The department of Sociology is committed to developing graduates with strengths in Employability, Digital Capabilities, Global and Cultural Capabilities, Sustainability, and Resourcefulness and Resilience. This module is designed to allow students to develop knowledge, skills, and capabilities in the following areas:

Employability: This module allows students to start developing an understanding of forensic science, though crime investigation. Transferable skills will be addressed throughout the module with forensic science supporting analytical chemistry and vice versa. The use of realistic crime scenes within assessment strategy will introduce students to the potential challenges of the workplace and professional practice.

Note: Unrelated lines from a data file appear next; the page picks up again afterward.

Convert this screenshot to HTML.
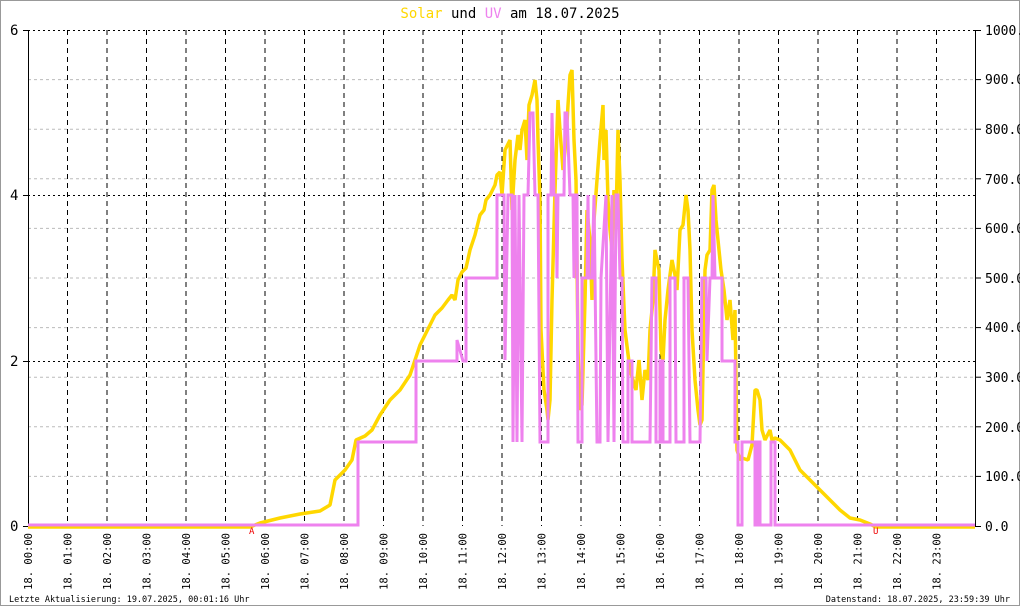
<!DOCTYPE html>
<html><head><meta charset="utf-8"><style>
html,body{margin:0;padding:0;background:#fff}
svg{display:block}
text{font-family:"DejaVu Sans Mono","Liberation Mono",monospace}
</style></head><body>
<svg width="1020" height="606" viewBox="0 0 1020 606" xmlns="http://www.w3.org/2000/svg">
<rect x="0.5" y="0.5" width="1019" height="605" fill="#fff" stroke="#999"/>
<g id="grid">
<g stroke="#bbb" stroke-width="1" stroke-dasharray="3,3">
<line x1="28" y1="476.4" x2="975" y2="476.4"/><line x1="28" y1="426.8" x2="975" y2="426.8"/>
<line x1="28" y1="377.2" x2="975" y2="377.2"/><line x1="28" y1="327.6" x2="975" y2="327.6"/>
<line x1="28" y1="278" x2="975" y2="278"/><line x1="28" y1="228.4" x2="975" y2="228.4"/>
<line x1="28" y1="178.8" x2="975" y2="178.8"/><line x1="28" y1="129.2" x2="975" y2="129.2"/>
<line x1="28" y1="79.6" x2="975" y2="79.6"/>
</g>
<g stroke="#000" stroke-width="1" stroke-dasharray="2,3">
<line x1="28" y1="30.5" x2="975" y2="30.5"/><line x1="28" y1="195.5" x2="975" y2="195.5"/><line x1="28" y1="361.5" x2="975" y2="361.5"/>
</g>
<g stroke="#000" stroke-width="1" stroke-dasharray="5,4">
<line x1="67.5" y1="30" x2="67.5" y2="526"/><line x1="107" y1="30" x2="107" y2="526"/><line x1="146.5" y1="30" x2="146.5" y2="526"/>
<line x1="186" y1="30" x2="186" y2="526"/><line x1="225.5" y1="30" x2="225.5" y2="526"/><line x1="265" y1="30" x2="265" y2="526"/>
<line x1="304.5" y1="30" x2="304.5" y2="526"/><line x1="344" y1="30" x2="344" y2="526"/><line x1="383.5" y1="30" x2="383.5" y2="526"/>
<line x1="423" y1="30" x2="423" y2="526"/><line x1="462.5" y1="30" x2="462.5" y2="526"/><line x1="502" y1="30" x2="502" y2="526"/>
<line x1="541.5" y1="30" x2="541.5" y2="526"/><line x1="581" y1="30" x2="581" y2="526"/><line x1="620.5" y1="30" x2="620.5" y2="526"/>
<line x1="660" y1="30" x2="660" y2="526"/><line x1="699.5" y1="30" x2="699.5" y2="526"/><line x1="739" y1="30" x2="739" y2="526"/>
<line x1="778.5" y1="30" x2="778.5" y2="526"/><line x1="818" y1="30" x2="818" y2="526"/><line x1="857.5" y1="30" x2="857.5" y2="526"/>
<line x1="897" y1="30" x2="897" y2="526"/><line x1="936.5" y1="30" x2="936.5" y2="526"/>
</g>
</g>
<line x1="28.5" y1="30" x2="28.5" y2="526" stroke="#000"/>
<line x1="975.5" y1="30" x2="975.5" y2="526" stroke="#000"/>
<g stroke="#000">
<line x1="23" y1="30.5" x2="28" y2="30.5"/><line x1="23" y1="195.5" x2="28" y2="195.5"/><line x1="23" y1="361.5" x2="28" y2="361.5"/><line x1="23" y1="526.5" x2="28" y2="526.5"/>
<line x1="975" y1="30.5" x2="981" y2="30.5"/><line x1="975" y1="79.6" x2="981" y2="79.6"/><line x1="975" y1="129.2" x2="981" y2="129.2"/><line x1="975" y1="178.8" x2="981" y2="178.8"/><line x1="975" y1="228.4" x2="981" y2="228.4"/><line x1="975" y1="278" x2="981" y2="278"/><line x1="975" y1="327.6" x2="981" y2="327.6"/><line x1="975" y1="377.2" x2="981" y2="377.2"/><line x1="975" y1="426.8" x2="981" y2="426.8"/><line x1="975" y1="476.4" x2="981" y2="476.4"/><line x1="975" y1="526.5" x2="981" y2="526.5"/>
</g>
<polyline fill="none" stroke="#ffd700" stroke-width="3.5" stroke-linejoin="bevel" points="28,527 250,527 260,523 280,518 300,514 320,511 330,505 335,480 345,470 352,460 356,440 365,436 372,430 380,415 390,400 400,390 410,375 415,360 420,345 425,335 430,325 435,315 442,308 448,300 452,295 455,300 458,280 462,272 466,268 470,250 475,235 480,215 484,210 486,200 490,195 495,185 497,175 500,172 502,195 505,150 510,140 512,210 515,160 518,135 520,150 522,130 525,120 527,160 529,105 532,95 535,80 537,100 538,140 540,200 541,330 544,390 547,410 548,420 550,400 552,300 555,190 557,130 558,100 560,130 563,170 566,140 568,105 570,75 572,70 574,140 576,180 578,350 580,410 582,405 585,300 587,210 590,240 592,300 594,220 597,180 600,140 603,105 604,160 606,130 608,200 610,230 612,250 614,190 616,220 618,130 620,180 622,260 625,330 630,370 633,380 636,390 639,360 642,400 645,370 648,380 650,330 653,300 655,250 657,260 659,270 661,350 663,360 665,320 668,290 672,260 675,275 677,290 680,230 683,225 686,195 688,210 690,250 692,330 695,380 698,410 700,425 702,420 705,270 707,255 710,250 712,190 714,185 716,220 718,240 721,270 724,290 727,320 730,300 733,340 735,310 737,450 740,460 742,458 748,460 752,445 755,390 757,390 760,400 762,430 765,440 770,430 772,440 775,438 780,440 785,445 790,450 795,460 800,470 810,480 820,490 830,500 840,510 850,518 860,520 870,524 876,527 975,527"/>
<polyline fill="none" stroke="#ee82ee" stroke-width="3" points="28,525 358,525 358,442 416,442 416,361 457,361 457,340 463,361 466,361 466,278 497,278 497,195 504,195 505,360 508,195 512,195 513,442 515,195 517,442 519,195 522,442 524,195 528,195 530,113 533,113 535,195 538,195 540,442 548,442 548,195 551,195 552,113 554,195 556,195 557,278 558,195 564,195 565,113 567,113 570,195 573,195 574,278 575,195 577,195 578,442 582,442 582,278 587,278 588,195 589,278 592,278 594,195 597,442 600,442 601,278 606,195 608,442 612,195 614,442 616,195 618,195 620,278 622,278 623,442 628,442 628,361 632,361 632,442 650,442 652,278 656,278 656,442 660,442 660,361 663,361 663,442 670,442 670,278 675,278 676,442 684,442 684,278 688,278 690,442 700,442 702,278 706,278 707,361 710,278 712,278 713,195 715,278 722,278 722,361 735,361 735,442 738,442 738,525 742,525 742,442 755,442 755,525 757,525 757,442 760,442 760,525 771,525 771,442 775,442 775,525 975,525"/>
<text x="510" y="18" font-size="14" text-anchor="middle"><tspan fill="#ffd700">Solar</tspan> und <tspan fill="#ee82ee">UV</tspan> am 18.07.2025</text>
<g font-size="14" fill="#000">
<text x="10" y="35">6</text><text x="10" y="200">4</text><text x="10" y="366">2</text><text x="10" y="531">0</text>
</g>
<g font-size="13" fill="#000">
<text x="985" y="35">1000.0</text><text x="985" y="84">900.0</text><text x="985" y="134">800.0</text><text x="985" y="184">700.0</text><text x="985" y="233">600.0</text><text x="985" y="283">500.0</text><text x="985" y="332">400.0</text><text x="985" y="382">300.0</text><text x="985" y="432">200.0</text><text x="985" y="481">100.0</text><text x="985" y="531">0.0</text>
</g>
<text x="249" y="534" font-size="9" fill="#e00">A</text>
<text x="873" y="534" font-size="9" fill="#e00">U</text>
<g font-size="10.5" fill="#000" text-anchor="end">
<text transform="translate(32,533) rotate(-90)">18. 00:00</text>
<text transform="translate(71.5,533) rotate(-90)">18. 01:00</text>
<text transform="translate(111,533) rotate(-90)">18. 02:00</text>
<text transform="translate(150.5,533) rotate(-90)">18. 03:00</text>
<text transform="translate(190,533) rotate(-90)">18. 04:00</text>
<text transform="translate(229.5,533) rotate(-90)">18. 05:00</text>
<text transform="translate(269,533) rotate(-90)">18. 06:00</text>
<text transform="translate(308.5,533) rotate(-90)">18. 07:00</text>
<text transform="translate(348,533) rotate(-90)">18. 08:00</text>
<text transform="translate(387.5,533) rotate(-90)">18. 09:00</text>
<text transform="translate(427,533) rotate(-90)">18. 10:00</text>
<text transform="translate(466.5,533) rotate(-90)">18. 11:00</text>
<text transform="translate(506,533) rotate(-90)">18. 12:00</text>
<text transform="translate(545.5,533) rotate(-90)">18. 13:00</text>
<text transform="translate(585,533) rotate(-90)">18. 14:00</text>
<text transform="translate(624.5,533) rotate(-90)">18. 15:00</text>
<text transform="translate(664,533) rotate(-90)">18. 16:00</text>
<text transform="translate(703.5,533) rotate(-90)">18. 17:00</text>
<text transform="translate(743,533) rotate(-90)">18. 18:00</text>
<text transform="translate(782.5,533) rotate(-90)">18. 19:00</text>
<text transform="translate(822,533) rotate(-90)">18. 20:00</text>
<text transform="translate(861.5,533) rotate(-90)">18. 21:00</text>
<text transform="translate(901,533) rotate(-90)">18. 22:00</text>
<text transform="translate(940.5,533) rotate(-90)">18. 23:00</text>
</g>
<text x="9" y="602" font-size="8.5" fill="#000">Letzte Aktualisierung: 19.07.2025, 00:01:16 Uhr</text>
<text x="1010" y="602" font-size="8.5" fill="#000" text-anchor="end">Datenstand: 18.07.2025, 23:59:39 Uhr</text>
</svg>
</body></html>
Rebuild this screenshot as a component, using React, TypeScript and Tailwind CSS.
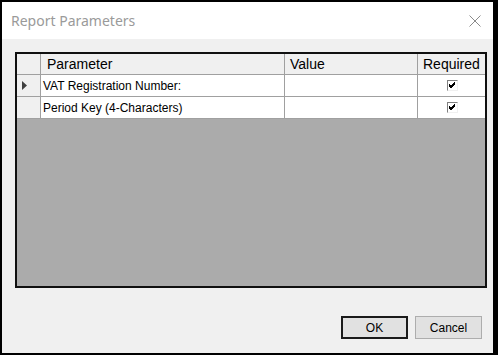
import React from "react";

const rows = [
  { name: "VAT Registration Number:", current: true },
  { name: "Period Key (4-Characters)", current: false },
];

function CheckMark() {
  return (
    <div className="w-[11px] h-[11px] border-t border-l border-[#808080] border-r border-b border-r-[#f0f0f0] border-b-[#f0f0f0] bg-white flex items-center justify-center">
      <svg width="7" height="7" viewBox="0 0 7 7">
        <path d="M0 2 L2 4 L6 0 M0 3 L2 5 L6 1 M0 4 L2 6 L6 2" stroke="#000" strokeWidth="1" fill="none" shapeRendering="crispEdges" />
      </svg>
    </div>
  );
}

export default function App() {
  return (
    <div
      className="w-[498px] h-[355px] bg-black pl-[2px] pt-[2px] pr-[5px] pb-[2px] flex flex-col"
      style={{ fontFamily: '"Liberation Sans", Arial, sans-serif' }}
    >
      <div className="h-[37px] bg-white flex items-center justify-between pl-[9px] pr-[12px]">
        <span className="text-[14px] text-[#9a9a9a]" style={{ fontFamily: '"Noto Sans", "Open Sans", sans-serif' }}>
          Report Parameters
        </span>
        <svg width="12" height="12" viewBox="0 0 12 12">
          <path d="M0.5 0.5 L11.5 11.5 M11.5 0.5 L0.5 11.5" stroke="#8a8a8a" strokeWidth="1" />
        </svg>
      </div>
      <div className="flex-1 bg-[#f0f0f0] flex flex-col pl-[13px] pr-[6px] pt-[13px]">
        <div className="h-[236px] border-2 border-[#101010] bg-[#ababab] flex flex-col">
          <div className="flex h-[21px] bg-[#f0f0f0] border-b border-[#a0a0a0] text-[14px] text-black">
            <div className="w-[24px] border-r border-[#a0a0a0]" />
            <div className="w-[244px] border-r border-[#a0a0a0] pl-[6px] flex items-center">Parameter</div>
            <div className="w-[133px] border-r border-[#a0a0a0] pl-[5px] flex items-center">Value</div>
            <div className="flex-1 pl-[5px] flex items-center whitespace-nowrap overflow-hidden">Required</div>
          </div>
          {rows.map((r) => (
            <div key={r.name} className="flex h-[22px] border-b border-[#a0a0a0] text-[12px] text-black">
              <div className="w-[24px] border-r border-[#a0a0a0] bg-[#f0f0f0] flex items-center pl-[5px]">
                {r.current && (
                  <svg width="5" height="9" viewBox="0 0 5 9">
                    <path d="M0 0 L5 4.5 L0 9 Z" fill="#404040" />
                  </svg>
                )}
              </div>
              <div className="w-[244px] border-r border-[#a0a0a0] bg-white pl-[2px] flex items-center">{r.name}</div>
              <div className="w-[133px] border-r border-[#a0a0a0] bg-white" />
              <div className="flex-1 bg-white flex items-center justify-center pl-[2px]">
                <CheckMark />
              </div>
            </div>
          ))}
        </div>
        <div className="flex justify-end gap-[7px] mt-[28px] pr-[5px]">
          <button className="w-[67px] h-[23px] border-2 border-[#1a1a1a] bg-[#e1e1e1] text-[12px] text-black flex items-center justify-center">
            OK
          </button>
          <button className="w-[67px] h-[23px] border border-[#adadad] bg-[#e1e1e1] text-[12px] text-black flex items-center justify-center">
            Cancel
          </button>
        </div>
      </div>
    </div>
  );
}
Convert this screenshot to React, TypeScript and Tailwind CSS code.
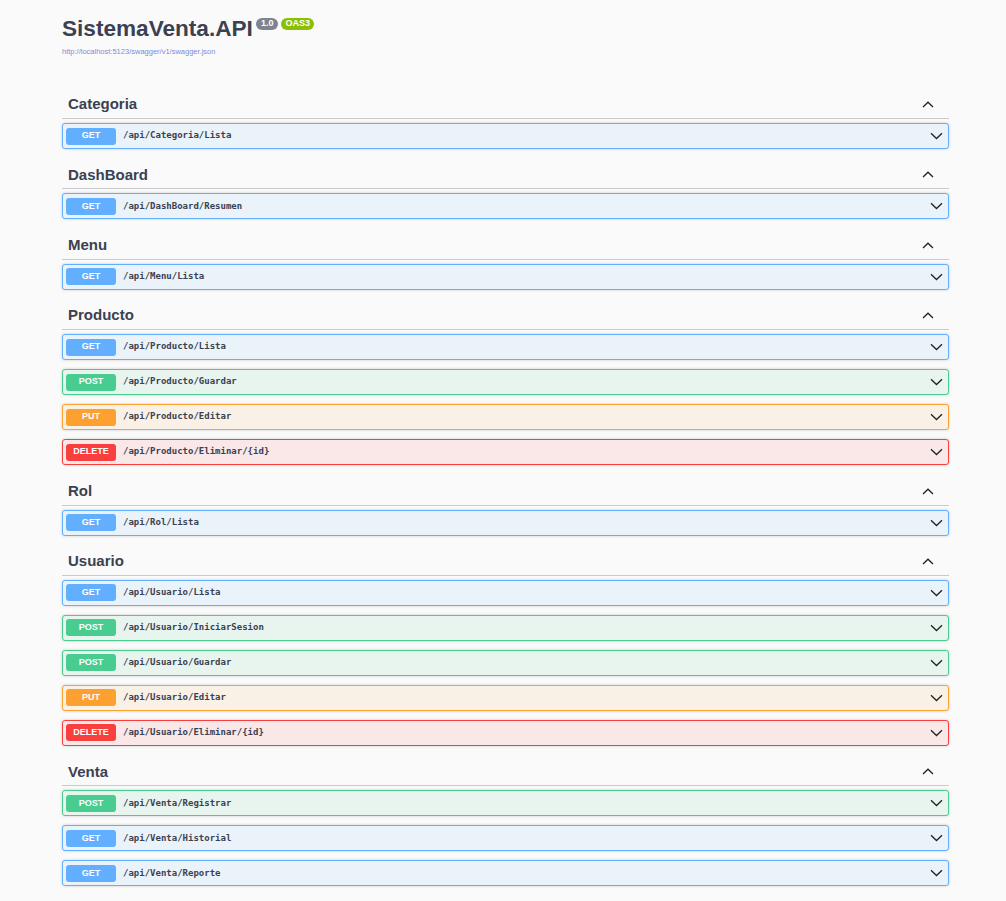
import React from 'react';

type Method = 'GET' | 'POST' | 'PUT' | 'DELETE';

interface Operation {
  method: Method;
  path: string;
}

interface TagGroup {
  name: string;
  ops: Operation[];
}

const groups: TagGroup[] = [
  { name: 'Categoria', ops: [{ method: 'GET', path: '/api/Categoria/Lista' }] },
  { name: 'DashBoard', ops: [{ method: 'GET', path: '/api/DashBoard/Resumen' }] },
  { name: 'Menu', ops: [{ method: 'GET', path: '/api/Menu/Lista' }] },
  {
    name: 'Producto',
    ops: [
      { method: 'GET', path: '/api/Producto/Lista' },
      { method: 'POST', path: '/api/Producto/Guardar' },
      { method: 'PUT', path: '/api/Producto/Editar' },
      { method: 'DELETE', path: '/api/Producto/Eliminar/{id}' },
    ],
  },
  { name: 'Rol', ops: [{ method: 'GET', path: '/api/Rol/Lista' }] },
  {
    name: 'Usuario',
    ops: [
      { method: 'GET', path: '/api/Usuario/Lista' },
      { method: 'POST', path: '/api/Usuario/IniciarSesion' },
      { method: 'POST', path: '/api/Usuario/Guardar' },
      { method: 'PUT', path: '/api/Usuario/Editar' },
      { method: 'DELETE', path: '/api/Usuario/Eliminar/{id}' },
    ],
  },
  {
    name: 'Venta',
    ops: [
      { method: 'POST', path: '/api/Venta/Registrar' },
      { method: 'GET', path: '/api/Venta/Historial' },
      { method: 'GET', path: '/api/Venta/Reporte' },
    ],
  },
];

// block colours per http verb
const methodStyles: Record<Method, { block: string; badge: string }> = {
  GET: { block: 'bg-[#ebf3fa] border-[#61affe]', badge: 'bg-[#61affe]' },
  POST: { block: 'bg-[#e8f5ef] border-[#49cc90]', badge: 'bg-[#49cc90]' },
  PUT: { block: 'bg-[#faf1e6] border-[#fca130]', badge: 'bg-[#fca130]' },
  DELETE: { block: 'bg-[#fae7e7] border-[#f93e3e]', badge: 'bg-[#f93e3e]' },
};

const ChevronUp = () => (
  <svg width="12" height="7" viewBox="0 0 12 7" fill="none" aria-hidden="true">
    <path d="M1 6L6 1.2L11 6" stroke="#222" strokeWidth={1.3} />
  </svg>
);

const ChevronDown = () => (
  <svg width="13" height="8" viewBox="0 0 13 8" fill="none" aria-hidden="true">
    <path d="M1 1.2L6.5 6.5L12 1.2" stroke="#222" strokeWidth={1.3} />
  </svg>
);

const OperationRow: React.FC<{ op: Operation }> = ({ op }) => {
  const style = methodStyles[op.method];
  return (
    <div
      className={`h-[26px] flex items-center border rounded-[3px] pl-[3px] pr-[3px] shadow-[0_0_3px_rgba(0,0,0,0.19)] ${style.block}`}
    >
      <span
        className={`w-[50px] h-[17px] flex items-center justify-center rounded-[3px] text-white font-bold text-[9px] font-['Liberation_Sans',Arial,sans-serif] ${style.badge}`}
      >
        {op.method}
      </span>
      <span className="ml-[7px] flex-1 text-[9px] font-semibold text-[#3b4151] font-['DejaVu_Sans_Mono',monospace]">
        {op.path}
      </span>
      <span className="mr-[2px] flex items-center">
        <ChevronDown />
      </span>
    </div>
  );
};

const TagSection: React.FC<{ group: TagGroup }> = ({ group }) => (
  <div className="pb-[9.4px]">
    <div className="h-[31px] pt-[3px] flex items-center justify-between border-b border-[#c8cace] pl-[6px] pr-[15px]">
      <h3 className="text-[15px] font-bold text-[#3b4151]">{group.name}</h3>
      <ChevronUp />
    </div>
    <div className="mt-[4px] flex flex-col gap-[9px]">
      {group.ops.map((op) => (
        <OperationRow key={op.method + op.path} op={op} />
      ))}
    </div>
  </div>
);

export default function App() {
  return (
    <div className="min-h-[901px] bg-[#fafafa] font-['Liberation_Sans',Arial,sans-serif]">
      <div className="w-[887px] ml-[62px]">
        <div className="h-[88px] pt-[16px]">
          <div className="flex items-start">
            <h2 className="text-[22.6px] leading-[26px] font-bold text-[#3b4151]">SistemaVenta.API</h2>
            <span className="ml-[3px] mt-[2px] h-[12px] px-[5px] flex items-center rounded-full bg-[#7d8492] text-white text-[9px] font-bold">
              1.0
            </span>
            <span className="ml-[3px] mt-[2px] h-[12px] px-[4px] flex items-center rounded-full bg-[#89bf04] text-white text-[9px] font-bold">
              OAS3
            </span>
          </div>
          <a className="block mt-[5px] text-[7.5px] leading-[9px] text-[#7f89dd]">
            http://localhost:5123/swagger/v1/swagger.json
          </a>
        </div>
        {groups.map((g) => (
          <TagSection key={g.name} group={g} />
        ))}
      </div>
    </div>
  );
}
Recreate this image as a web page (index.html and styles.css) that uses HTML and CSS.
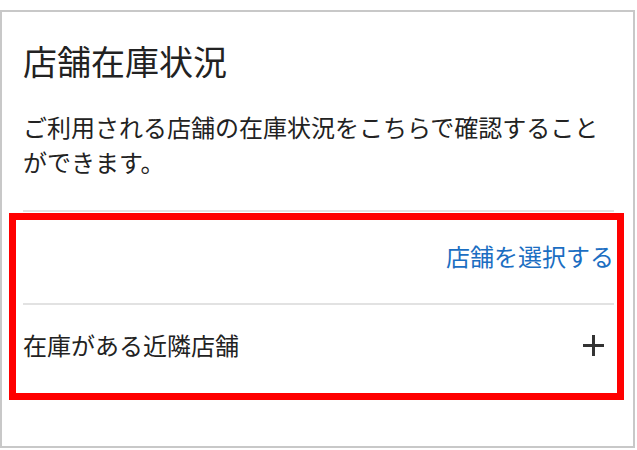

Resourcefulness and resilience:  Group work exercises will help students to develop their critical thinking, reasoning, decision-making, and collaboration skills. The use of realistic crime scenes will help students to understand the challenges of forensic investigation and allow innovative approaches (within the allowable context).

Digital skills: A range of challenges will be presented to students throughout the course to promote the development of digital skills.  Students will be required to produce a forensic report bringing together evidence from a range of sources which need to be coherent within a group report.  

Weekly lectures will presented in a flipped ‘digital’ format with weekly face to face classes building on that content through online quizzes, crime scene investigation exercises and other digital content.  

Programmes this module appears in

Programme Semester Classification Qualifying conditions
Criminology with Forensic Investigation BSc (Hons) 1 Compulsory A weighted aggregate mark of 40% is required to pass the module
Criminology BSc (Hons) 1 Compulsory A weighted aggregate mark of 40% is required to pass the module

Please note that the information detailed within this record is accurate at the time of publishing and may be subject to change. This record contains information for the most up to date version of the programme / module for the 2024/5 academic year.